The extent of these practices is difficult to determine because deceptive merchants typically move to different acquirers as their charge-back rates increase, says Martin Elliott, Visa head of issuer and acquirer risk.

But acquirers are becoming savvier at preventing merchants from using the payment system for nefarious purposes, Elliott says. “Domestic acquirers are redoubling their efforts to monitor their merchant activity and do the proper underwriting they need to protect themselves,” he tells PaymentsSource.

U.S. acquirers are not the only ones that should be on the alert for deceptive merchants. “We see these types of practices on a global basis,” Elliott says. “The merchant will try to move around the world to obtain processing relationships.”

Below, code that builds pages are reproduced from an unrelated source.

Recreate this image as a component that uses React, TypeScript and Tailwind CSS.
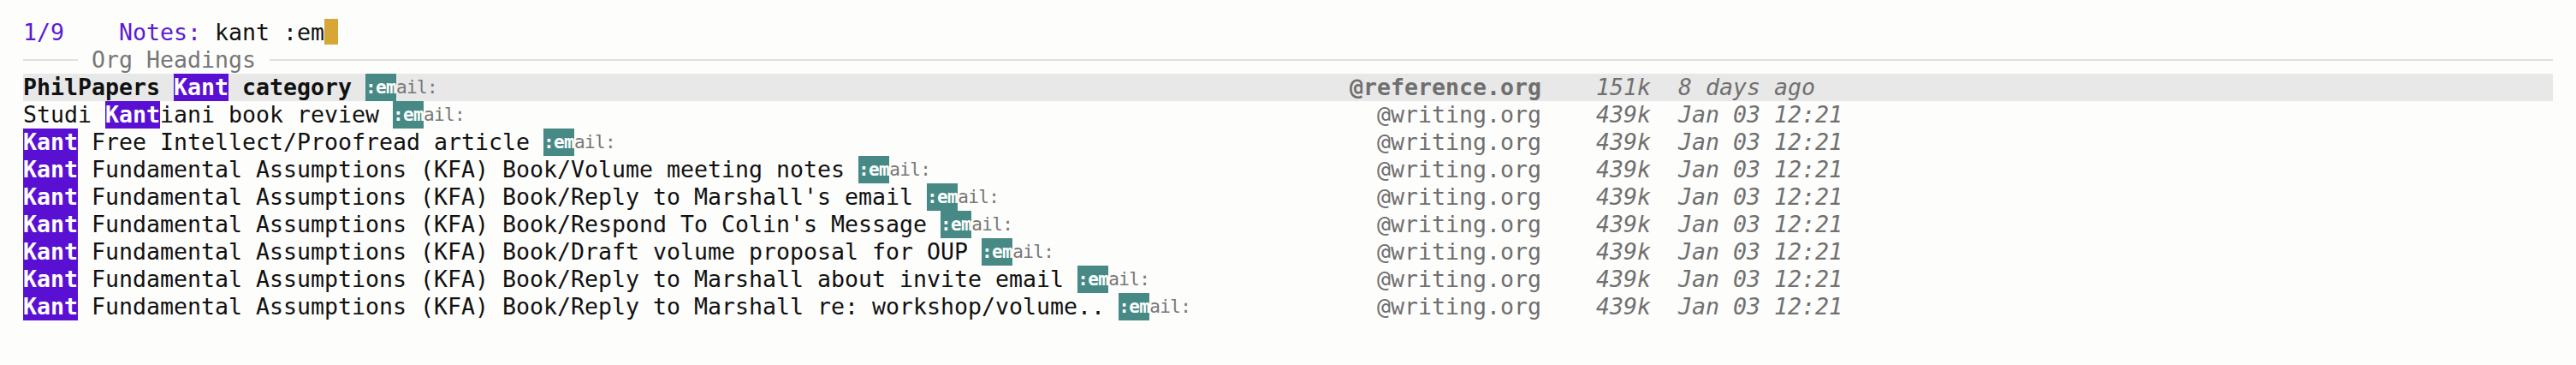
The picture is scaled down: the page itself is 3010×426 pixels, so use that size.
type Part = { t: string; hl?: boolean };

type Row = {
  parts: Part[];
  file: string;
  size: string;
  date: string;
  current?: boolean;
};

const KFA = ' Fundamental Assumptions (KFA) Book/';

const rows: Row[] = [
  { parts: [{ t: 'PhilPapers ' }, { t: 'Kant', hl: true }, { t: ' category ' }], file: '@reference.org', size: '151k', date: '8 days ago', current: true },
  { parts: [{ t: 'Studi ' }, { t: 'Kant', hl: true }, { t: 'iani book review ' }], file: '@writing.org', size: '439k', date: 'Jan 03 12:21' },
  { parts: [{ t: 'Kant', hl: true }, { t: ' Free Intellect/Proofread article ' }], file: '@writing.org', size: '439k', date: 'Jan 03 12:21' },
  { parts: [{ t: 'Kant', hl: true }, { t: KFA + 'Volume meeting notes ' }], file: '@writing.org', size: '439k', date: 'Jan 03 12:21' },
  { parts: [{ t: 'Kant', hl: true }, { t: KFA + "Reply to Marshall's email " }], file: '@writing.org', size: '439k', date: 'Jan 03 12:21' },
  { parts: [{ t: 'Kant', hl: true }, { t: KFA + "Respond To Colin's Message " }], file: '@writing.org', size: '439k', date: 'Jan 03 12:21' },
  { parts: [{ t: 'Kant', hl: true }, { t: KFA + 'Draft volume proposal for OUP ' }], file: '@writing.org', size: '439k', date: 'Jan 03 12:21' },
  { parts: [{ t: 'Kant', hl: true }, { t: KFA + 'Reply to Marshall about invite email ' }], file: '@writing.org', size: '439k', date: 'Jan 03 12:21' },
  { parts: [{ t: 'Kant', hl: true }, { t: KFA + 'Reply to Marshall re: workshop/volume.. ' }], file: '@writing.org', size: '439k', date: 'Jan 03 12:21' },
];

function Tag() {
  // the ":email:" tag, with the typed ":em" matched
  return (
    <span className="flex h-full items-center text-[21px] tracking-[-0.64px]">
      <span className="flex h-full items-center bg-[#478a85] font-bold text-white">:em</span>
      <span className="font-normal text-[#777777]">ail:</span>
    </span>
  );
}

function Candidate({ row }: { row: Row }) {
  return (
    <div className={`flex h-[32px] items-stretch ${row.current ? 'bg-[#e8e8e8] font-bold' : ''}`}>
      <div className="flex w-[1774px] shrink-0 items-stretch">
        {row.parts.map((p, i) =>
          p.hl ? (
            <span key={i} className="flex items-center bg-[#5a10d2] font-bold text-white">
              {p.t}
            </span>
          ) : (
            <span key={i} className="flex items-center whitespace-pre text-[#111111]">
              {p.t}
            </span>
          )
        )}
        <Tag />
        <span className="flex flex-1 items-center justify-end text-[#6f6f6f]">{row.file}</span>
      </div>
      <span className="ml-[64px] flex w-[64px] items-center font-normal italic text-[#707070]">{row.size}</span>
      <span className="ml-[32px] flex items-center font-normal italic text-[#707070]">{row.date}</span>
    </div>
  );
}

export default function App() {
  return (
    <div className="h-[426px] w-[3010px] bg-[#fdfdfc] px-[27px] pt-[22px] font-['DejaVu_Sans_Mono',monospace] text-[26.58px] leading-[32px]">
      {/* minibuffer prompt */}
      <div className="flex h-[32px] items-start whitespace-pre">
        <span className="text-[#5b1bd3]">1/9    Notes:</span>
        <span className="text-[#111111]"> kant :em</span>
        <span className="h-[30px] w-[16px] bg-[#d7a637]" />
      </div>

      {/* group header */}
      <div className="flex h-[32px] items-center">
        <div className="h-[2px] w-[64px] bg-[#e0e0e0]" />
        <span className="px-[16px] text-[#777777]">Org Headings</span>
        <div className="h-[2px] flex-1 bg-[#e0e0e0]" />
      </div>

      {rows.map((row, i) => (
        <Candidate key={i} row={row} />
      ))}
    </div>
  );
}
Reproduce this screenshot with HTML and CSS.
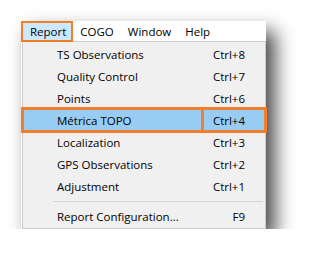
FILE: index.html
```html
<!DOCTYPE html>
<html lang="en">
<head>
    <meta charset="UTF-8">
    <title>Report menu</title>
    <link rel="stylesheet" href="styles.css">
</head>
<body>

    <!-- Menu snapshot -->
    <div class="frame">
        <div class="menubar">
            <span class="menubar-item active">Report</span>
            <span class="menubar-item">COGO</span>
            <span class="menubar-item">Window</span>
            <span class="menubar-item">Help</span>
        </div>

        <div class="dropdown">
            <div class="item"><span class="label">TS Observations</span><span class="key">Ctrl+8</span></div>
            <div class="item"><span class="label">Quality Control</span><span class="key">Ctrl+7</span></div>
            <div class="item"><span class="label">Points</span><span class="key">Ctrl+6</span></div>
            <div class="item highlight"><span class="label">Métrica TOPO</span><span class="key">Ctrl+4</span></div>
            <div class="item"><span class="label">Localization</span><span class="key">Ctrl+3</span></div>
            <div class="item"><span class="label">GPS Observations</span><span class="key">Ctrl+2</span></div>
            <div class="item"><span class="label">Adjustment</span><span class="key">Ctrl+1</span></div>
            <div class="separator"></div>
            <div class="item"><span class="label">Report Configuration...</span><span class="key">F9</span></div>
        </div>
    </div>

</body>
</html>
```

FILE: styles.css
```css
/* ===== General ===== */
body {
    margin: 0;
    padding: 0;
    background: #ffffff;
    font-family: 'Open Sans', 'Noto Sans', Arial, sans-serif;
    font-size: 11.5px;
    color: #000;
}

/* ===== Snapshot frame ===== */
.frame {
    margin: 21px 0 0 21px;
    width: 245px;
    box-shadow: 9px 10px 18px rgba(0, 0, 0, 0.72);
}

/* ===== Menu bar ===== */
.menubar {
    display: flex;
    height: 20px;
    background: #ffffff;
}

.menubar-item {
    display: flex;
    align-items: center;
    padding: 0 7px;
}

.menubar-item.active {
    padding: 0 7px 0 9px;
    margin-bottom: -1px;
    background: #cce8ff;
    outline: 2px solid #f47f2b;
    outline-offset: -2px;
}

/* ===== Dropdown ===== */
.dropdown {
    margin-left: 1px;
    padding: 1px 0 1px;
    background: #f0f0f0;
    border: 1px solid #cccccc;
}

.item {
    display: flex;
    align-items: center;
    height: 22px;
}

.label {
    flex: 1;
    padding-left: 34px;
}

.key {
    width: 41px;
    padding-right: 20px;
    text-align: right;
}

.item.highlight {
    background: #99ccf3;
    outline: 3px solid #f47f2b;
    outline-offset: -1px;
}

.item.highlight .key {
    align-self: stretch;
    display: flex;
    align-items: center;
    justify-content: flex-end;
    border-left: 3px solid #f47f2b;
}

.separator {
    height: 1px;
    margin: 4px 2px 3px 30px;
    background: #d7d7d7;
}
```
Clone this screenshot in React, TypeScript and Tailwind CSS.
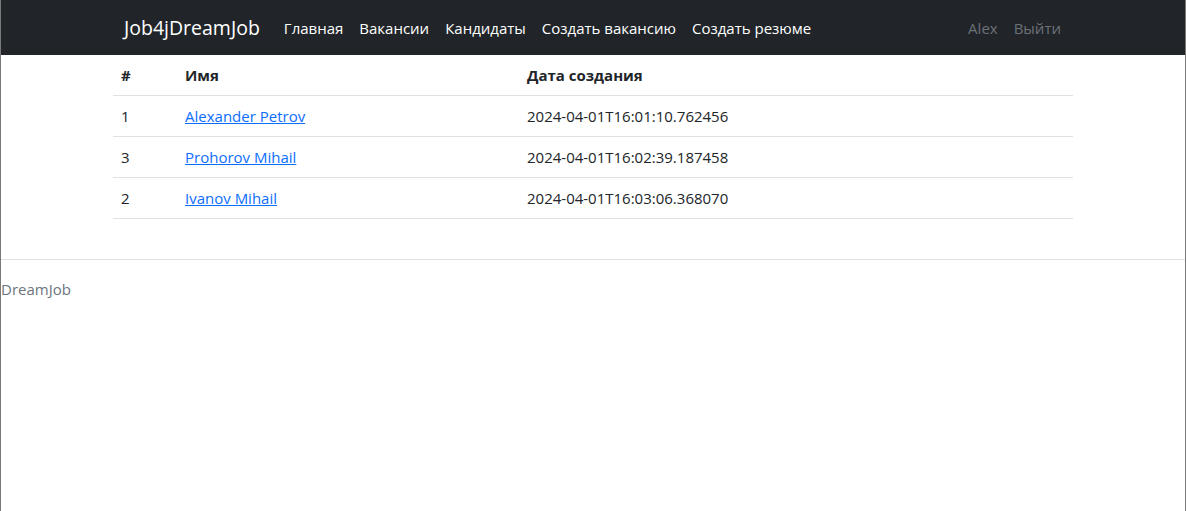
import React from "react";

const rows = [
  { id: 1, name: "Alexander Petrov", date: "2024-04-01T16:01:10.762456" },
  { id: 3, name: "Prohorov Mihail", date: "2024-04-01T16:02:39.187458" },
  { id: 2, name: "Ivanov Mihail", date: "2024-04-01T16:03:06.368070" },
];

export default function App() {
  return (
    <div
      className="min-h-[511px] bg-white border-l border-r border-[#7a7a7a] text-[#212529] text-[15px] leading-6"
      style={{ fontFamily: '"Open Sans", "Noto Sans", sans-serif' }}
    >
      <nav className="h-[55px] bg-[#212529] flex items-center">
        <div className="w-[960px] mx-auto px-3 flex items-center">
          <a className="text-[19.5px] leading-[30px] text-white mr-4 ml-[-1px]">Job4jDreamJob</a>
          <div className="flex items-center">
            {["Главная", "Вакансии", "Кандидаты", "Создать вакансию", "Создать резюме"].map((t) => (
              <a key={t} className="px-2 text-white">
                {t}
              </a>
            ))}
          </div>
          <div className="ml-auto flex items-center gap-4 text-[#6c7078]">
            <a>Alex</a>
            <a>Выйти</a>
          </div>
        </div>
      </nav>
      <div className="w-[960px] mx-auto">
        <table className="w-full border-collapse mb-[40px]">
          <thead>
            <tr className="border-b border-[#dee2e6]">
              <th className="w-[64px] p-2 text-left font-bold">#</th>
              <th className="w-[342px] p-2 text-left font-bold">Имя</th>
              <th className="p-2 text-left font-bold">Дата создания</th>
            </tr>
          </thead>
          <tbody>
            {rows.map((r) => (
              <tr key={r.id} className="border-b border-[#dee2e6]">
                <td className="p-2">{r.id}</td>
                <td className="p-2">
                  <a className="text-[#0d6efd] underline">{r.name}</a>
                </td>
                <td className="p-2">{r.date}</td>
              </tr>
            ))}
          </tbody>
        </table>
      </div>
      <footer className="border-t border-[#dee2e6] pt-[17px]">
        <span className="text-[#6c757d]">DreamJob</span>
      </footer>
    </div>
  );
}
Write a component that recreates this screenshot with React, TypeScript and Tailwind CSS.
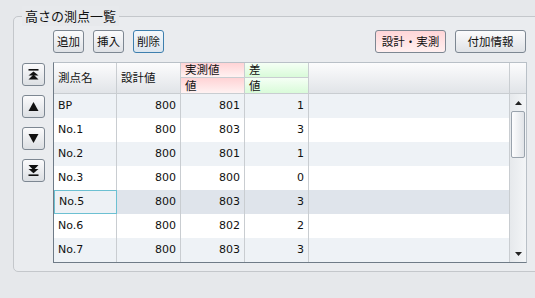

Acquirers and the sales agents setting up merchant accounts can take simple steps to reduce the likelihood of working with such merchants, Elliott says.

“Don’t let yourself be caught off guard,” he advises. “If the application says the merchant is selling one product and the processing [data are] saying something else, you need to quickly jump on that.”

Essentially, acquirers and sales agents should ensure they follow proper underwriting procedures for evaluating a merchant’s risk, Elliot says.

To avoid Visa’s high-risk programs, cagey merchants might change their merchant category codes or use multiple or offshore acquirers. Sales agents also should review what the merchant is selling, and read the terms and conditions the merchant places on the consumer to ensure a reasonable person could understand them, he says.

A high-risk merchant may be appealing for the profit margin on each transaction, but acquirers should be wary of the risk, Elliott says. “A deal that is too good to be true … probably is,” he says.